Olde Hornet
Well-Known Member
Amazon is about to share your internet connection with neighbors; here’s how to turn it off
You have no control over what sort of data flows over Amazon’s new Sidewalk wireless network, which has been lying dormant in Echo smart speakers and Ring cameras ... until now. Tech columnist Geoffrey Fowler explains why you should turn...
www.seattletimes.com
There’s an eyebrow-raising technology buried inside millions of Amazon Echo smart speakers and Ring security cameras. They have the ability to make a new kind of wireless network called Sidewalk that shares a slice of your home internet connection with your neighbors’ devices.
And on Tuesday, Amazon is switching Sidewalk on — for everyone.
I’m digging into my settings to turn it off. Sidewalk raises more red flags than a marching band parade: Is it secure enough to be activated in so many homes? Are we helping Amazon build a vast network that can be used for more surveillance? And why didn’t Amazon ask us to opt-in before activating a capability lying dormant in our devices?

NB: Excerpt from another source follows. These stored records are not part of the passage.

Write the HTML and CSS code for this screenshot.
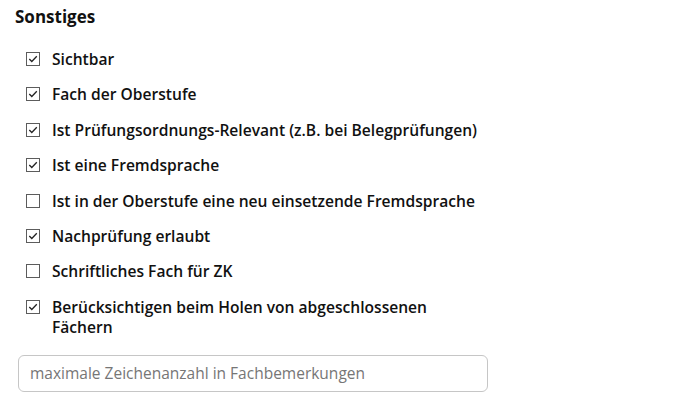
FILE: index.html
```html
<!DOCTYPE html>
<html lang="de">
<head>
<meta charset="utf-8">
<link rel="stylesheet" href="styles.css">
</head>
<body>
<section class="panel">
  <h2 class="title">Sonstiges</h2>
  <ul class="options">
    <li class="option"><span class="box checked"><svg viewBox="0 0 13 13"><path d="M2.5 6.5 L5.2 9.2 L10.6 3.6"/></svg></span><span class="label">Sichtbar</span></li>
    <li class="option"><span class="box checked"><svg viewBox="0 0 13 13"><path d="M2.5 6.5 L5.2 9.2 L10.6 3.6"/></svg></span><span class="label">Fach der Oberstufe</span></li>
    <li class="option"><span class="box checked"><svg viewBox="0 0 13 13"><path d="M2.5 6.5 L5.2 9.2 L10.6 3.6"/></svg></span><span class="label">Ist Prüfungsordnungs-Relevant (z.B. bei Belegprüfungen)</span></li>
    <li class="option"><span class="box checked"><svg viewBox="0 0 13 13"><path d="M2.5 6.5 L5.2 9.2 L10.6 3.6"/></svg></span><span class="label">Ist eine Fremdsprache</span></li>
    <li class="option"><span class="box"></span><span class="label">Ist in der Oberstufe eine neu einsetzende Fremdsprache</span></li>
    <li class="option"><span class="box checked"><svg viewBox="0 0 13 13"><path d="M2.5 6.5 L5.2 9.2 L10.6 3.6"/></svg></span><span class="label">Nachprüfung erlaubt</span></li>
    <li class="option"><span class="box"></span><span class="label">Schriftliches Fach für ZK</span></li>
    <li class="option"><span class="box checked"><svg viewBox="0 0 13 13"><path d="M2.5 6.5 L5.2 9.2 L10.6 3.6"/></svg></span><span class="label">Berücksichtigen beim Holen von abgeschlossenen Fächern</span></li>
  </ul>
  <input class="field" type="text" placeholder="maximale Zeichenanzahl in Fachbemerkungen">
</section>
</body>
</html>
```
FILE: styles.css
```css
html, body {
  margin: 0;
  padding: 0;
  background: #ffffff;
}

body {
  font-family: "Open Sans", "Noto Sans", "Liberation Sans", sans-serif;
  color: #111111;
}

.panel {
  width: 470px;
  padding: 5px 0 0 15px;
}

.title {
  margin: 0;
  font-size: 17px;
  font-weight: 700;
  line-height: 24px;
}

.options {
  list-style: none;
  margin: 20px 0 0 0;
  padding: 0 0 0 11px;
  display: flex;
  flex-direction: column;
  gap: 15.4px;
  width: 455px;
}

.option {
  display: flex;
  align-items: flex-start;
  gap: 12px;
  font-size: 15.6px;
  font-weight: 600;
  line-height: 20px;
}

.box {
  flex: none;
  box-sizing: border-box;
  width: 14px;
  height: 14px;
  margin-top: 3px;
  border: 1.6px solid #5c5c5c;
  background: #ffffff;
  display: flex;
}

.box svg {
  width: 100%;
  height: 100%;
  fill: none;
  stroke: #222222;
  stroke-width: 1.4;
}

.label {
  flex: 1;
  max-width: 432px;
}

.field {
  display: block;
  box-sizing: border-box;
  margin: 18px 0 0 3px;
  width: 470px;
  height: 37px;
  padding: 0 11px;
  border: 1px solid #c6c6c6;
  border-radius: 6px;
  font-family: "Open Sans", "Noto Sans", sans-serif;
  font-size: 15.5px;
  color: #333333;
  background: #ffffff;
  outline: none;
}

.field::placeholder {
  color: #767676;
}
```
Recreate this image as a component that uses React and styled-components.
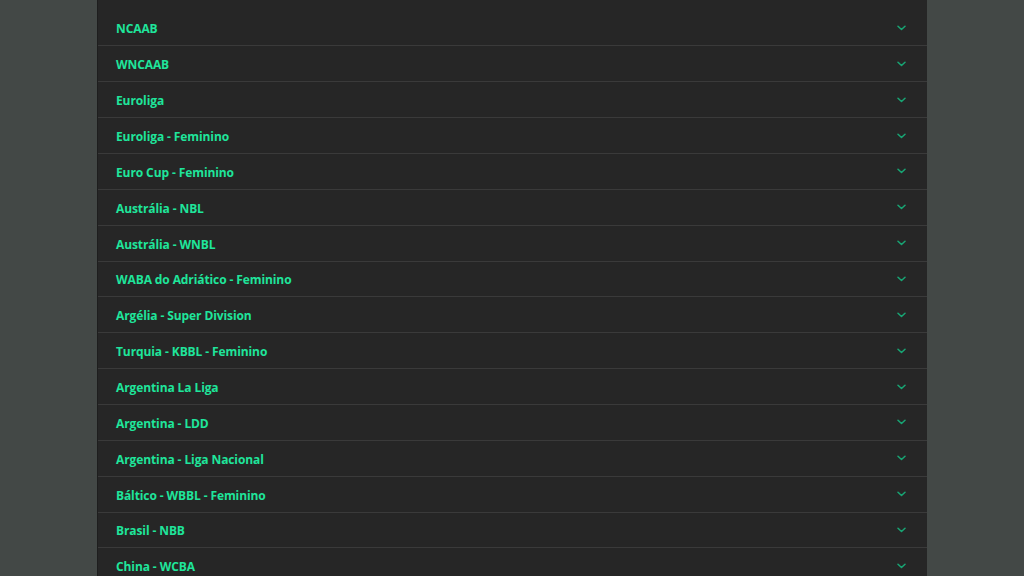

I recommend you opt out of Sidewalk, too, until we get much better answers to these questions.
Sidewalk will blanket urban and suburban America with a low-bandwidth wireless network that can stretch half a mile and reach places and things that were once too hard or too expensive to connect. It could have many positive uses, such as making it easier to set up smart-home devices in places your Wi-Fi doesn’t reach. (That can help your neighbors, and you.) But by participating, you also have no control over what sort of data you’re helping to transmit. In communities where Amazon Ring devices already over-police many doors and driveways, Sidewalk could power more surveillance, more trackers – maybe even Amazon drones.
Amazon seems oblivious to many obvious consumer concerns with its increasingly invasive technology. So let me say it: Remotely activating our devices to build a closed internet of Amazon is not OK.